## Instruction
For each line below that includes the word "React", make a copy.

======== Data to use

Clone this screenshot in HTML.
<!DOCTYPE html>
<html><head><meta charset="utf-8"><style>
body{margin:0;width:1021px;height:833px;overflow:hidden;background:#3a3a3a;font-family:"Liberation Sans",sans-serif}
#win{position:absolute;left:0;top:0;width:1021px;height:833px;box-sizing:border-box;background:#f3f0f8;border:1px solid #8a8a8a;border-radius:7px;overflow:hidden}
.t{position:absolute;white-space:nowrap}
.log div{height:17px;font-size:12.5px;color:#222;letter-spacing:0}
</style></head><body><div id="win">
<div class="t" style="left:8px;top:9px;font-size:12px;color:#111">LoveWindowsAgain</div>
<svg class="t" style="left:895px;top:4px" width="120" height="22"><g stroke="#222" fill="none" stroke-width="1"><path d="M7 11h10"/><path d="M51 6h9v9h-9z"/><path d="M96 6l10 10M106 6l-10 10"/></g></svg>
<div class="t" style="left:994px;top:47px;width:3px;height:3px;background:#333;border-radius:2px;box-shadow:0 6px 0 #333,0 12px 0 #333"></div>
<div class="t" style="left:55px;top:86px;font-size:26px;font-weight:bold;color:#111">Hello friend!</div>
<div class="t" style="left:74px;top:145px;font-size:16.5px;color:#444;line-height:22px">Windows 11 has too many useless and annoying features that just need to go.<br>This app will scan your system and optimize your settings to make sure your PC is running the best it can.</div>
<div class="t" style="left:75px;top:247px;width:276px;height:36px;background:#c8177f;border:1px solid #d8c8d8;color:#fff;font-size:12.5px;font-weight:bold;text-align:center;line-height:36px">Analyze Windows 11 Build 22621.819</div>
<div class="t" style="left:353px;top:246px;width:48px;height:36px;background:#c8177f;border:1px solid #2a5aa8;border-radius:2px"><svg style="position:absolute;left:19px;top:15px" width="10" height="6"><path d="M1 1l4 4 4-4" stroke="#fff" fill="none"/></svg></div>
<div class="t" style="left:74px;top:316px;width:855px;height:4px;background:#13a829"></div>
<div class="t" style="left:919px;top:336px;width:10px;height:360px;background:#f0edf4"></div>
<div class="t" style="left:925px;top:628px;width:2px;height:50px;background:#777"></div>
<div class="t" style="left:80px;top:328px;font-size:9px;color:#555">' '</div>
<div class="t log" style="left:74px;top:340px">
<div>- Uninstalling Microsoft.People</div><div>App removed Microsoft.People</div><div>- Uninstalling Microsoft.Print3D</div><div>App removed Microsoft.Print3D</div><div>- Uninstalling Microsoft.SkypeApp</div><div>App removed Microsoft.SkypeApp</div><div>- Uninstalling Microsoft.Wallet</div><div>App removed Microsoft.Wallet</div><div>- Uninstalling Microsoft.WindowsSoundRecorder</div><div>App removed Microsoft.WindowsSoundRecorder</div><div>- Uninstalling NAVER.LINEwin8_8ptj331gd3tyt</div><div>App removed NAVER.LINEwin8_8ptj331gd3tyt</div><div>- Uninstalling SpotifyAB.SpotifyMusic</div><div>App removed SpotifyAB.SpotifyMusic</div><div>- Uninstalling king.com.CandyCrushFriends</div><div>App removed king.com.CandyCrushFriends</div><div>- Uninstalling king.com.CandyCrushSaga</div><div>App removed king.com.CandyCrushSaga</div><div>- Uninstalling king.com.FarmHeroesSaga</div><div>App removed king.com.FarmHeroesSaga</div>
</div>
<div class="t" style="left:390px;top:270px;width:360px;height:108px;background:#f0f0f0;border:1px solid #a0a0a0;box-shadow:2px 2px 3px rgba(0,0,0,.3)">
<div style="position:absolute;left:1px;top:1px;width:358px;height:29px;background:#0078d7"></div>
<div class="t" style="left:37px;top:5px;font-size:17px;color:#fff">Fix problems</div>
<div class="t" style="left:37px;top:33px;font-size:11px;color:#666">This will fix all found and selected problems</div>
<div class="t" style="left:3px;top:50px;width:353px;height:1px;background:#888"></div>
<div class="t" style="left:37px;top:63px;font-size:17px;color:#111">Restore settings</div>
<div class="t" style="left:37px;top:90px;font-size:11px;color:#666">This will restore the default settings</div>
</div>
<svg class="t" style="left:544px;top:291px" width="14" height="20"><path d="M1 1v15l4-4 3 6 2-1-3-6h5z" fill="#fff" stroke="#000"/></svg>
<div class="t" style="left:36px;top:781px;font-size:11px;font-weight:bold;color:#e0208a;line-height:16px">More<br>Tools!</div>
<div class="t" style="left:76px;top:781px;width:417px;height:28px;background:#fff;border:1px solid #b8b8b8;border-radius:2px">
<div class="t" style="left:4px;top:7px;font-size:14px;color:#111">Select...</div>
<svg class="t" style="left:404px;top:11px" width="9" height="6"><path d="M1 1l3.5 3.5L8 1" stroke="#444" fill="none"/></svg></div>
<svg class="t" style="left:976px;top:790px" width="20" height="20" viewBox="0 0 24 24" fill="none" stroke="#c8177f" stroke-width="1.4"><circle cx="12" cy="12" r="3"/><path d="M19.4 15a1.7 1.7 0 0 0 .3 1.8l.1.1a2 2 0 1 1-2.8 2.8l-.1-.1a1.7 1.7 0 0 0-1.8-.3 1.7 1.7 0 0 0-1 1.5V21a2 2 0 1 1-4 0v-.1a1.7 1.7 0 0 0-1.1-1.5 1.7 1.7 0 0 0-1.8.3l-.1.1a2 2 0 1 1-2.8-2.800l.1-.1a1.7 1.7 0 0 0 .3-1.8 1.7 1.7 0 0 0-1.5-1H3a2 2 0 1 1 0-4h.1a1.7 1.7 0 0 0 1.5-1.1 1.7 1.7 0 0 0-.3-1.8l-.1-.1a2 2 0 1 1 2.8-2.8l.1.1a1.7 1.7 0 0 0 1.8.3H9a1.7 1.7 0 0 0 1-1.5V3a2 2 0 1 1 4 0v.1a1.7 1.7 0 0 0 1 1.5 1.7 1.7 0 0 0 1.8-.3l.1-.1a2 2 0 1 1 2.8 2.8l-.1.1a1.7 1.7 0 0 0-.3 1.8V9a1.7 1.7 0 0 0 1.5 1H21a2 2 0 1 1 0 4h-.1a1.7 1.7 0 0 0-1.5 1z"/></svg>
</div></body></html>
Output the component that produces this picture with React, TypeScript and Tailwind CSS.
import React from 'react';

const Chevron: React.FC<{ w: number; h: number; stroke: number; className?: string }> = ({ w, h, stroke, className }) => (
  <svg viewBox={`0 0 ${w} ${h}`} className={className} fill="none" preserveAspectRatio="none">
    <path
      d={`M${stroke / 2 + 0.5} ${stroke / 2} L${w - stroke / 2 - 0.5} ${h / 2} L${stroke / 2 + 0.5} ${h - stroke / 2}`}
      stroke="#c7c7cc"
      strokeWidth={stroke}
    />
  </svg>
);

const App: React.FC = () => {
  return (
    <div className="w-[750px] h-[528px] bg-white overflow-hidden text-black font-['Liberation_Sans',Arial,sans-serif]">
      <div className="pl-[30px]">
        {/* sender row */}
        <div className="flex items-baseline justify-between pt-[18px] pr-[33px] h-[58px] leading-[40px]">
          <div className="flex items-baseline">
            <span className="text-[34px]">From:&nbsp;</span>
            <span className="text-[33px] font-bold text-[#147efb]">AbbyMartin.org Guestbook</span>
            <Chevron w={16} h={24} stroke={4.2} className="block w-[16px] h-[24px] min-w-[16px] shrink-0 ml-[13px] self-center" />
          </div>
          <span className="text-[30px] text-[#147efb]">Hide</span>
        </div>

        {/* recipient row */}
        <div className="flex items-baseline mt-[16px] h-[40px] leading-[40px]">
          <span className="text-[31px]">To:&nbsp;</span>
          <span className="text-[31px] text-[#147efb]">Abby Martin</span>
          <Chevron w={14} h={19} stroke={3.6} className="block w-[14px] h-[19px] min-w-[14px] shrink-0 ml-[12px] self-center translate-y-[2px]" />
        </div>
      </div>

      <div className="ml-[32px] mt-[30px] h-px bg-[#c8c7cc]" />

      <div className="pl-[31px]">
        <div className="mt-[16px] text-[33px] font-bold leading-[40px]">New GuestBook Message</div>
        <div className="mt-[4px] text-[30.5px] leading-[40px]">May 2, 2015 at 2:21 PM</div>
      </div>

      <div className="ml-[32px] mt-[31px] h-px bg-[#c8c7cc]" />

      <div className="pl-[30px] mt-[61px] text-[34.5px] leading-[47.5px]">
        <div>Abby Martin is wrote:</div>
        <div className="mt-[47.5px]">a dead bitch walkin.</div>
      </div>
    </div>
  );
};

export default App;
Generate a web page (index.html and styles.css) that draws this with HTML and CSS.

================

## Task result
Output the component that produces this picture with React, TypeScript and Tailwind CSS.
import React from 'react';
const Chevron: React.FC<{ w: number; h: number; stroke: number; className?: string }> = ({ w, h, stroke, className }) => (
const App: React.FC = () => {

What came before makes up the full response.